SUPPLIED INFORMATION

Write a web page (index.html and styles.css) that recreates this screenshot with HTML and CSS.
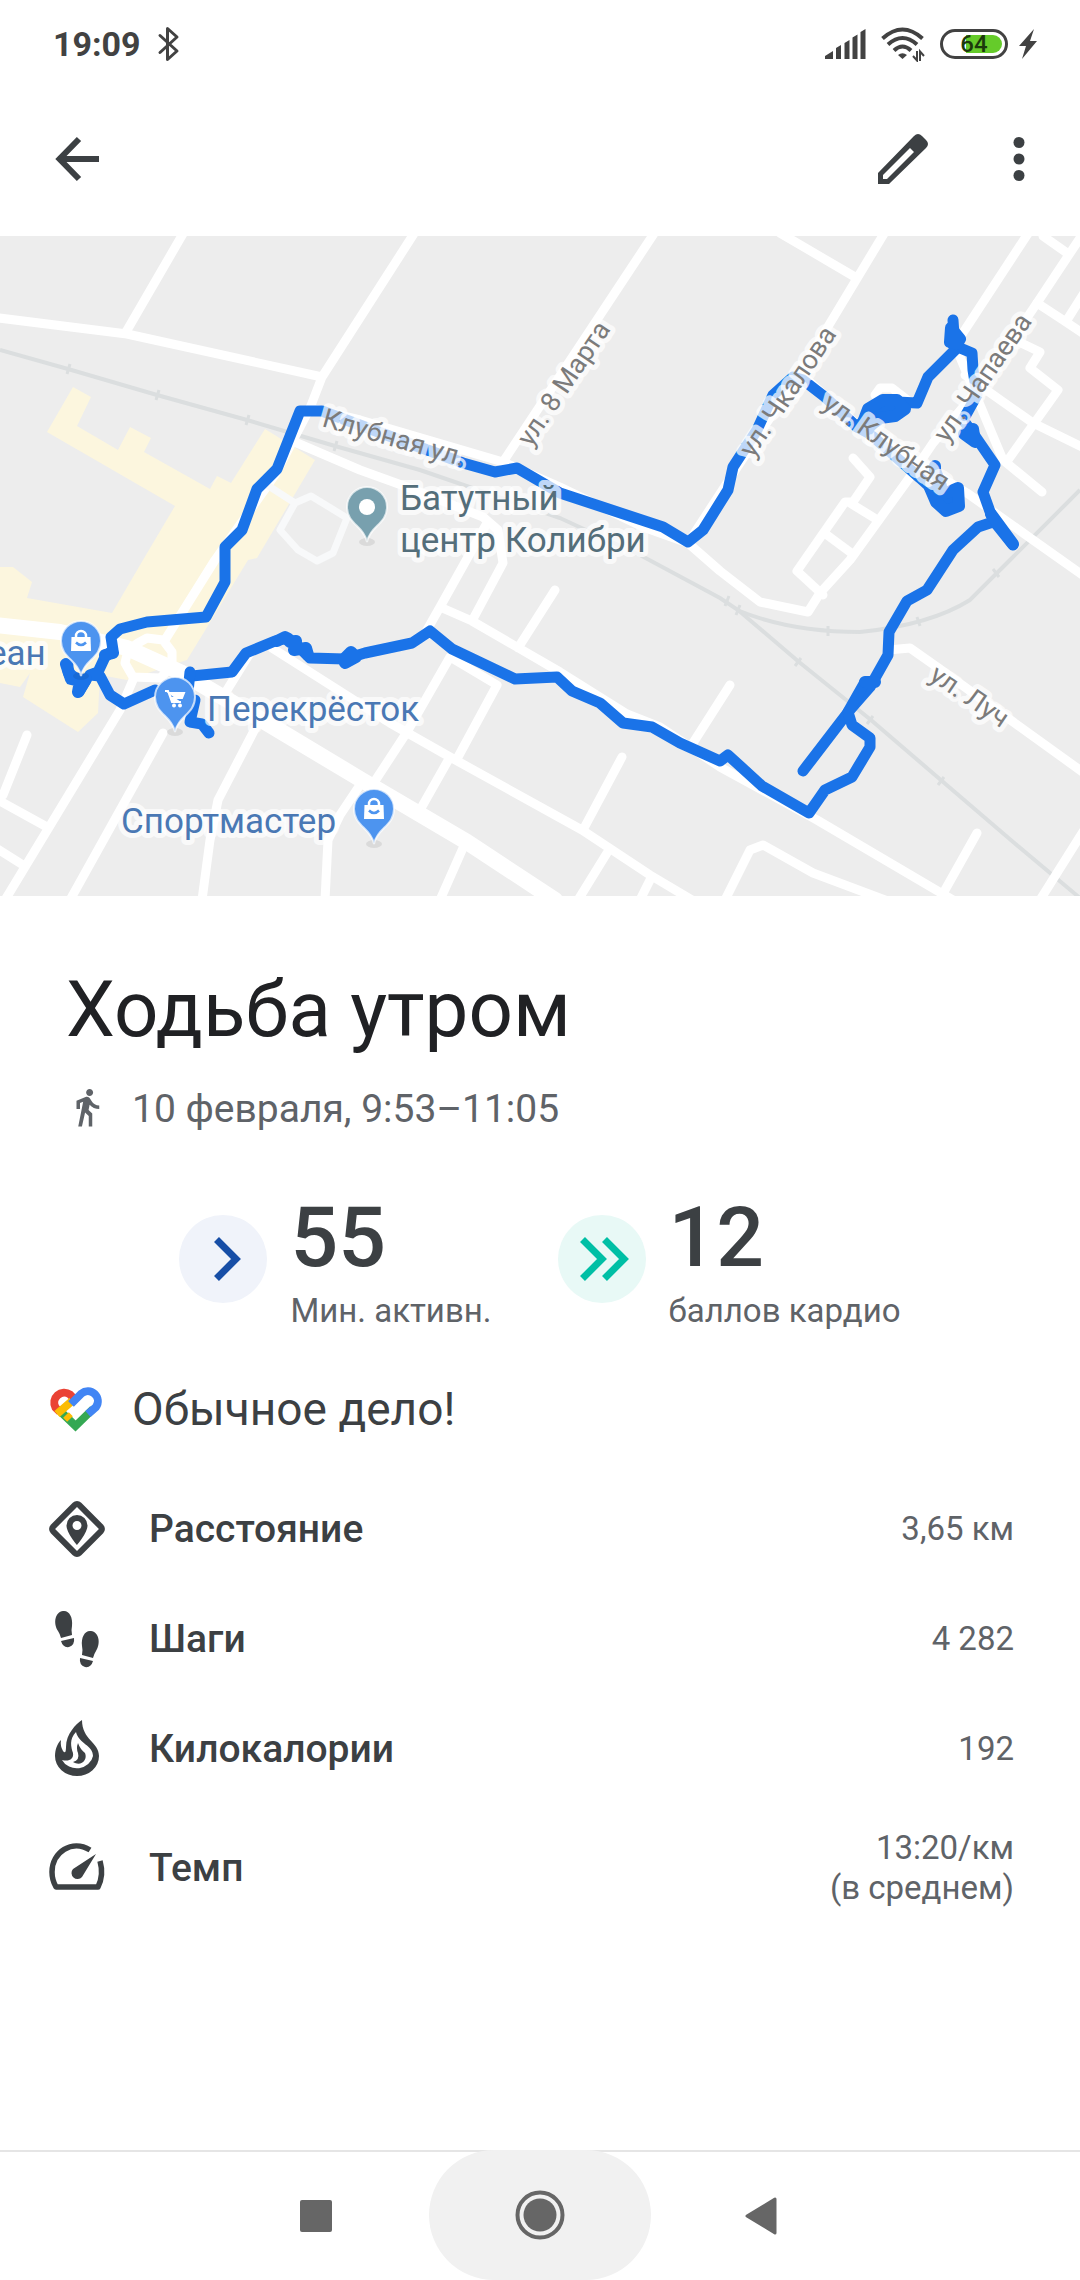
FILE: index.html
```html
<!DOCTYPE html>
<html lang="ru">
<head>
<meta charset="utf-8">
<meta name="viewport" content="width=device-width, initial-scale=1">
<title>Ходьба утром</title>
<link rel="stylesheet" href="styles.css">
</head>
<body>
<div class="status">
  <span class="clock">19:09</span>
  <svg class="bluetooth" width="24" height="36" viewBox="0 0 24 36" aria-hidden="true"><path d="M3 9.500l17 15.500-9.500 8.500V2.500L20 11 3 26.500" fill="none" stroke="currentColor" stroke-width="3" stroke-linejoin="round" stroke-linecap="round"/></svg>
  <div class="status-icons">
    <svg width="41" height="32" viewBox="0 0 41 32" aria-hidden="true"><path d="M0 31v-3l8-5v8zM11 31V20l5-3v14zM19.500 31V15l5-3v19zM27.500 31V9.500l5-3V31zM35.500 31V4l5-3v30z" fill="currentColor"/></svg>
    <svg width="44" height="36" viewBox="0 0 44 36" aria-hidden="true"><g fill="none" stroke="currentColor" stroke-width="4"><path d="M1.500 12.500Q21.500-5.500 41.500 12.500"/><path d="M7 18.500Q21.500 5.500 36 18.500"/><path d="M13 24.500Q21.500 16.500 30 24.500"/></g><path d="M17 29q4.500-3.500 9 0l-4.500 4z" fill="currentColor"/><path d="M36 25v9.500l-4-4.500M39 35v-9.500l4 4.500" fill="none" stroke="currentColor" stroke-width="2"/></svg>
    <span class="battery"><span class="battery-level" style="width:64%"></span><span class="battery-text">64</span></span>
    <svg class="bolt" width="20" height="30" viewBox="0 0 20 30" aria-hidden="true"><path d="M16 0L1 17h7L4 30l15-18h-7z" fill="currentColor"/></svg>
  </div>
</div>
<header class="appbar">
  <button class="icon-btn" aria-label="Назад"><svg width="48" height="48" viewBox="0 0 48 48"><path d="M26 4L6.500 24 26 44M6.500 24H46" fill="none" stroke="currentColor" stroke-width="6"/></svg></button>
  <button class="icon-btn push" aria-label="Изменить"><svg width="56" height="56" viewBox="0 0 56 56"><path fill="currentColor" fill-rule="evenodd" d="M3 53V42L39 5q4-4 8 0l4 4q4 4 0 8L14 53zM8 48h4l27-27-4-4L8 44z"/></svg></button>
  <button class="icon-btn" aria-label="Ещё"><svg width="48" height="48" viewBox="0 0 48 48"><g fill="currentColor"><circle cx="24" cy="7.500" r="5.500"/><circle cx="24" cy="24" r="5.500"/><circle cx="24" cy="40.500" r="5.500"/></g></svg></button>
</header>

<svg class="map" viewBox="0 236 1080 660" role="img" aria-label="Маршрут на карте">
  <defs>
    <g id="pin"><ellipse cx="0" cy="35" rx="8" ry="4" fill="#000" opacity=".08"/><path d="M0 35C-3 19-20 17-20 0A20 20 0 0 1 20 0C20 17 3 19 0 35z" stroke="#fff" stroke-opacity=".7" stroke-width="2"/></g>
    <g id="bag"><path d="M-9.500-4h19L10 10h-20z" fill="#fff"/><path d="M-5-3v-2a5 5 0 0 1 10 0v2" fill="none" stroke="#fff" stroke-width="2.500"/><path d="M-5 1.500q5 5 10 0" fill="none" stroke="#4d94ef" stroke-width="2.500"/></g>
  </defs>
  <rect y="236" width="1080" height="660" fill="#ededed"/>
  <path fill="#fcf6de" d="M73 387l18 10-14 29 41 24 12-23 21 11-7 14 66 37 7-13 14 7 34-54 50 31-58 98-9 2-61 100-60 20-27-5-2 38-20 19-55-35 7-24-10 14-20-4V567h13l19 15-5 16 85 15 31-53 32-54-128-74z"/>
  <g class="rail">
    <path d="M0 350L68 369 157 395 247 420 335 446 420 470 560 518 640 555 720 598 738 610 799 662 871 720 942 781 1012 841 1080 898"/>
    <path d="M737 610Q790 632 860 632Q930 625 970 600L1010 560 1080 490"/>
    <path class="ticks" d="M70 364l-3 10M159 390l-3 10M249 415l-3 10M337 441l-3 10M729 596l-4 10M740 605l-4 10M801 658l-6 8M873 716l-6 8M944 777l-6 8M828 626v10M917 617l3 9M993 569l6 8"/>
  </g>
  <g class="road">
    <path class="wide" d="M-5 625L60 632 127 648 180 672 260 719 360 779 467 842 555 900"/>
    <path d="M184 232L126 332M-5 317.500L127 334 322 377M415 232L322 377 310 408 275 475 215 560 165 640"/>
    <path d="M310 408L360 420 503 462 560 487 643 527 688 543 720 571 760 602 808 612 820 593 850 560 910 477 933 443 980 387 1037 303 1084 232"/>
    <path d="M655 232L503 462M885 232L800 373 740 463 688 543M780 233L855 277M800 373L860 427 967 493 1033 540 1084 576"/>
    <path d="M1029 232L955 345 1003 460 1042 492M1043 236L1067 253M1037 303L1063 320 1084 334M1067 320L1084 293M1015 340L1040 352 1030 368 1058 390 1008 460M965 375L1033 423 1084 448"/>
    <path d="M853 458L870 477 853 502 845 502 797 571 823 595M850 503L876 519M827 535L850 552M875 395L880 388 892 388 910 402"/>
    <path d="M290 440L360 470 407 487 483 517 498 530 503 563 472 621M487 523L440 607 423 637M440 607L472 621 560 672 627 714 660 727 720 767 817 820 953 900M555 590L518 648"/>
    <path d="M450 657L407 732 373 784M450 657L497 685 458 757M272 648L390 723 450 757 582 830 650 875 692 900M450 757L420 810M622 757L583 830M607 853L578 900M650 880L640 900M730 685L693 743M463 848L440 900"/>
    <path d="M250 653L227 690M133 680L120 710 5 900M163 733L70 900M257 725L218 800 210 840 202 900M360 785L340 815 328 840 325 900M27 735L3 795-4 799 47 827M-4 848L23 865"/>
    <path d="M138 643L147 638 163 640 172 652 172 667 160 678 133 677 125 663 128 650z"/>
    <path d="M888 650L910 648 937 667 1084 773M977 833L945 890M1084 830L1040 900M725 900L750 850 763 845 813 873 885 900"/>
    <path class="lane" d="M267 485L295 503 311 496 347 518 333 553 317 561 298 550 280 530 295 503"/>
  </g>
  <g class="route">
    <path d="M155 690L124 704 110 695 100 676 90 675 98 672 105 657 113 650 111 637 120 629 147 622 206 617 225 582V547L242 530 257 489 277 469 300 411 322 411 400 440 463 463 495 472 517 468 560 493 663 527 688 542 703 530 728 490 733 467 757 430 773 395 793 377 803 380 825 397 857 427 870 434 905 465 920 478 942 498"/>
    <path d="M857 427L870 415 897 402 917 403 928 377 955 350 953 320M953 345L972 353 973 370 977 395 963 420 973 433 995 465 983 492 993 520 1013 545M993 522L978 527 953 550 927 590 907 601 889 632 888 655 870 687 849 711 803 771"/>
    <path d="M192 676L232 672 246 653 275 641 288 638 300 648 310 658 345 659 365 653 412 643 430 631 452 649 515 679 557 677 572 691 600 703 623 723 652 727 680 743 720 761 728 755 762 786 809 813 825 790 852 777 870 747V738L852 725 848 712 865 682"/>
    <path d="M190 672l-2 20M195 700l-5 22 12 2 7 9"/>
    <path d="M68 665q-2 12 8 13l10 2-7 12"/>
    <g class="blob">
      <path d="M862 425l6-16 15-9h14l8 9-10 7-15 2-10 8zM930 488l6 14 10 9 13-5-1-18-14 6zM951 328l-1 14 7 2 3-5zM964 434l9-5 2 13zM991 514l22 30"/>
      <path d="M277 641l8-4 5 5 6-1-2 9 12-2 2 7M344 659l7-7 5 5-11 6M66 664l5 15 9 2-2 11 8-13M865 682h10M105 655l8-2"/>
      <path d="M935 466v4l6 16"/>
    </g>
  </g>
  <g class="street">
    <text transform="translate(321 426) rotate(16)">Клубная ул.</text>
    <text transform="translate(531 448) rotate(-56)">ул. 8 Марта</text>
    <text transform="translate(753 459) rotate(-56)">ул. Чкалова</text>
    <text transform="translate(947 444) rotate(-55)">ул. Чапаева</text>
    <text transform="translate(821 407) rotate(35)">ул. Клубная</text>
    <text transform="translate(928 679) rotate(34)">ул. Луч</text>
  </g>
  <g class="poi">
    <text class="leisure" x="400" y="510">Батутный</text>
    <text class="leisure" x="400" y="552">центр Колибри</text>
    <text x="-12" y="665">еан</text>
    <text x="207" y="721">Перекрёсток</text>
    <text x="121" y="833">Спортмастер</text>
  </g>
  <g transform="translate(367 507)"><use href="#pin" fill="#78a0ae"/><circle r="8" fill="#fff"/></g>
  <g transform="translate(81 641)"><use href="#pin" fill="#4d94ef"/><use href="#bag"/></g>
  <g transform="translate(374 809)"><use href="#pin" fill="#4d94ef"/><use href="#bag"/></g>
  <g transform="translate(175 697)"><use href="#pin" fill="#4d94ef"/><path d="M-10-6h3L-3 5h9M-6-4H9L7 1H-4z" fill="#fff" stroke="#fff" stroke-width="2"/><circle cx="-1" cy="8.500" r="2" fill="#fff"/><circle cx="5" cy="8.500" r="2" fill="#fff"/></g>
</svg>

<main class="content">
  <h1>Ходьба утром</h1>
  <p class="when"><svg width="42" height="42" viewBox="0 0 24 24" aria-hidden="true"><path fill="currentColor" d="M13.500 4.500c1.100 0 2-.9 2-2s-.9-2-2-2-2 .9-2 2 .9 2 2 2zM9.800 7.900L7 22h2.100l1.800-8 2.100 2v6h2v-7.500l-2.100-2 .6-3C14.800 11 16.800 12 19 12v-2c-1.900 0-3.500-1-4.300-2.400l-1-1.600c-.4-.6-1-1-1.700-1-.3 0-.5.1-.8.1L6 7.300V12h2V8.600l1.800-.7"/></svg><span>10 февраля, 9:53–11:05</span></p>
  <div class="scores">
    <div class="score">
      <svg class="disc" width="88" height="88" viewBox="0 0 88 88" aria-hidden="true"><circle cx="44" cy="44" r="44" fill="#f0f3fa"/><path d="M37.500 24.500L57 44 37.500 63.500" fill="none" stroke="#174ea6" stroke-width="7"/></svg>
      <div><strong>55</strong><span>Мин. активн.</span></div>
    </div>
    <div class="score">
      <svg class="disc" width="88" height="88" viewBox="0 0 88 88" aria-hidden="true"><circle cx="44" cy="44" r="44" fill="#e8f9f6"/><path d="M24.500 24.500L44 44 24.500 63.500M46.500 24.500L66 44 46.500 63.500" fill="none" stroke="#00bfa5" stroke-width="7"/></svg>
      <div><strong>12</strong><span>баллов кардио</span></div>
    </div>
  </div>
  <h2><svg width="56" height="48" viewBox="0 0 56 48" aria-hidden="true"><g fill="none" stroke-width="8"><path d="M29 17l-7-7.500A10 10 0 0 0 7.500 22.500L12 27" stroke="#ea4335"/><path d="M13 27L27.500 41 45 24" stroke="#34a853"/><path d="M9 29L24 16M22 34l-4-4" stroke="#fbbc04"/><path d="M40 29l8-7A10 10 0 0 0 33.500 8.500L23 19" stroke="#4285f4"/></g></svg><span>Обычное дело!</span></h2>
  <dl class="metrics">
    <div><dt><svg width="64" height="64" viewBox="0 0 64 64" aria-hidden="true"><rect x="13.500" y="13.500" width="37" height="37" rx="3" transform="rotate(45 32 32)" fill="none" stroke="currentColor" stroke-width="6"/><path fill="currentColor" fill-rule="evenodd" d="M32 18a10.500 10.500 0 0 1 10.500 10.500C42.500 36 32 48 32 48S21.500 36 21.500 28.500A10.500 10.500 0 0 1 32 18zm0 6a4.500 4.500 0 1 0 0 9 4.500 4.500 0 0 0 0-9z"/></svg>Расстояние</dt><dd>3,65 км</dd></div>
    <div><dt><svg width="64" height="64" viewBox="0 0 64 64" aria-hidden="true"><g fill="currentColor"><path id="foot" d="M18 4C24 3 28 10 27 19q-1 4 0 9l-11 3q-1-4-3-7C8 16 10 5 18 4zM16 34l13-3q1 7-5 9-6 1-8-6z"/><use href="#foot" transform="matrix(-1 0 0 1 64 20)"/></g></svg>Шаги</dt><dd>4 282</dd></div>
    <div><dt><svg width="64" height="64" viewBox="0 0 64 64" aria-hidden="true"><path fill="currentColor" fill-rule="evenodd" d="M37 3C31 7 21 17 21 30q0 8-3 4-3-5-2-11C12 27 10 33 10 39a22 20 0 0 0 44 0C54 25 37 23 37 3zM31 15C34 27 48 28 48 39a16.500 15 0 0 1-31 4C24 45 29 42 28 36 26 30 24 22 31 15z"/><path fill="currentColor" d="M33 26Q35 32 40 36C43 43 36 50 28 45q7-2 5-9-2-5 0-10z"/></svg>Килокалории</dt><dd>192</dd></div>
    <div><dt><svg width="64" height="64" viewBox="0 0 64 64" aria-hidden="true"><path d="M45 14C27 3 7 16 7 36q0 8 4 15h42q6-12 2-26" fill="none" stroke="currentColor" stroke-width="5.500" stroke-linejoin="round"/><path d="M51 18L37 41a6 6 0 1 1-9-8z" fill="currentColor"/></svg>Темп</dt><dd>13:20/км<br>(в среднем)</dd></div>
  </dl>
</main>
<nav class="navbar">
  <button aria-label="Недавние"><svg width="32" height="32" viewBox="0 0 32 32"><rect width="32" height="32" rx="2" fill="currentColor"/></svg></button>
  <button class="home" aria-label="Домой"><svg width="50" height="50" viewBox="0 0 50 50"><circle cx="25" cy="25" r="22.500" fill="none" stroke="currentColor" stroke-width="4"/><circle cx="25" cy="25" r="16.500" fill="currentColor"/></svg></button>
  <button aria-label="Назад"><svg width="32" height="38" viewBox="0 0 32 38"><path d="M2 19L30 2v34z" fill="currentColor" stroke="currentColor" stroke-width="3" stroke-linejoin="round"/></svg></button>
</nav>
</body>
</html>
```

FILE: styles.css
```css
* { box-sizing: border-box; }

body {
  margin: 0;
  min-height: 100vh;
  display: flex;
  flex-direction: column;
  background: #fff;
  color: #3c4043;
  font-family: Roboto, "Noto Sans", sans-serif;
}

svg { display: block; flex: none; }

button {
  display: flex;
  align-items: center;
  justify-content: center;
  padding: 0;
  border: 0;
  background: none;
  color: inherit;
}

/* System status bar */
.status {
  display: flex;
  align-items: center;
  height: 88px;
  padding: 0 42px 0 53px;
  color: #424242;
}
.clock { font-size: 34px; font-weight: 700; line-height: 40px; }
.bluetooth { margin-left: 16px; }
.status-icons { display: flex; align-items: center; gap: 15px; margin-left: auto; }
.bolt { margin-left: -5px; }
.battery {
  position: relative;
  width: 68px;
  height: 30px;
  padding: 3px;
  border: 3px solid #424242;
  border-radius: 15px;
  display: flex;
  justify-content: flex-end;
}
.battery-level { background: #65cb2a; border-radius: 0 9px 9px 0; }
.battery-text {
  position: absolute;
  inset: 0;
  color: #1c3a0c;
  font-size: 24px;
  font-weight: 500;
  line-height: 25px;
  text-align: center;
}

/* App bar */
.appbar {
  display: flex;
  align-items: center;
  height: 142px;
  margin-bottom: 6px;
  padding: 0 37px 0 53px;
}
.push { margin: 0 64px 0 auto; }

/* Map */
.map { width: 100%; height: auto; }
.road path { fill: none; stroke: #fff; stroke-width: 9; stroke-linejoin: round; stroke-linecap: round; }
.road .wide { stroke-width: 16; }
.road .lane { stroke: #f8f9fa; stroke-width: 7; }
.rail path { fill: none; stroke: #dbdedf; stroke-width: 4; }
.rail .ticks { stroke-width: 3; }
.route path { fill: none; stroke: #1a73e8; stroke-width: 11; stroke-linejoin: round; stroke-linecap: round; }
.route .blob path { fill: #1a73e8; stroke-width: 12; }
.street text, .poi text {
  paint-order: stroke;
  stroke: rgba(255, 255, 255, .72);
  stroke-width: 10px;
  stroke-linejoin: round;
}
.street text { fill: #7b7b7b; font-size: 27px; }
.poi text { fill: #4a78b4; font-size: 35px; }
.poi .leisure { fill: #546e7a; }

/* Workout summary */
.content { flex: 1; padding: 68px 48px 48px; }
h1 {
  margin: 0 0 31px 18px;
  color: #202124;
  font-size: 78px;
  font-weight: 400;
  line-height: 92px;
}
.when {
  display: flex;
  align-items: center;
  gap: 24px;
  margin: 0 0 67px 18px;
  color: #5f6368;
  font-size: 39px;
  line-height: 44px;
}
.scores { display: flex; justify-content: center; gap: 66px; margin-bottom: 53px; }
.score { display: flex; gap: 23px; }
.disc { margin-top: 17px; }
.score strong { display: block; margin-bottom: 13px; font-size: 84px; font-weight: 500; line-height: 80px; }
.score span { color: #5f6368; font-size: 33px; line-height: 40px; }
h2 {
  display: flex;
  align-items: center;
  gap: 28px;
  margin: 0 0 40px;
  font-size: 46px;
  font-weight: 400;
  line-height: 50px;
}
.metrics { margin: 0; }
.metrics > div {
  display: flex;
  align-items: center;
  justify-content: space-between;
  min-height: 110px;
  padding: 24px 18px 24px 0;
}
.metrics dt {
  display: flex;
  align-items: center;
  gap: 40px;
  margin-left: -3px;
  font-size: 39px;
  font-weight: 500;
  line-height: 44px;
}
.metrics dt svg { margin: -2px 0; }
.metrics dd { margin: 0; color: #5f6368; font-size: 33px; line-height: 40px; text-align: right; }

/* System navigation */
.navbar {
  display: grid;
  grid-template-columns: 1fr 222px 1fr;
  height: 130px;
  border-top: 2px solid #e5e5e5;
  color: #666;
}
.navbar button:first-child { justify-content: flex-end; padding-right: 97px; }
.navbar button:last-child { justify-content: flex-start; padding-left: 94px; }
.home { margin-top: -2px; border-radius: 65px; background: #f1f1f1; }
```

AIM OF THE EXERCISE
Find the lines above holding the word "styles" and show them.

CORRECT RESULT
Write a web page (index.html and styles.css) that recreates this screenshot with HTML and CSS.
<link rel="stylesheet" href="styles.css">
FILE: styles.css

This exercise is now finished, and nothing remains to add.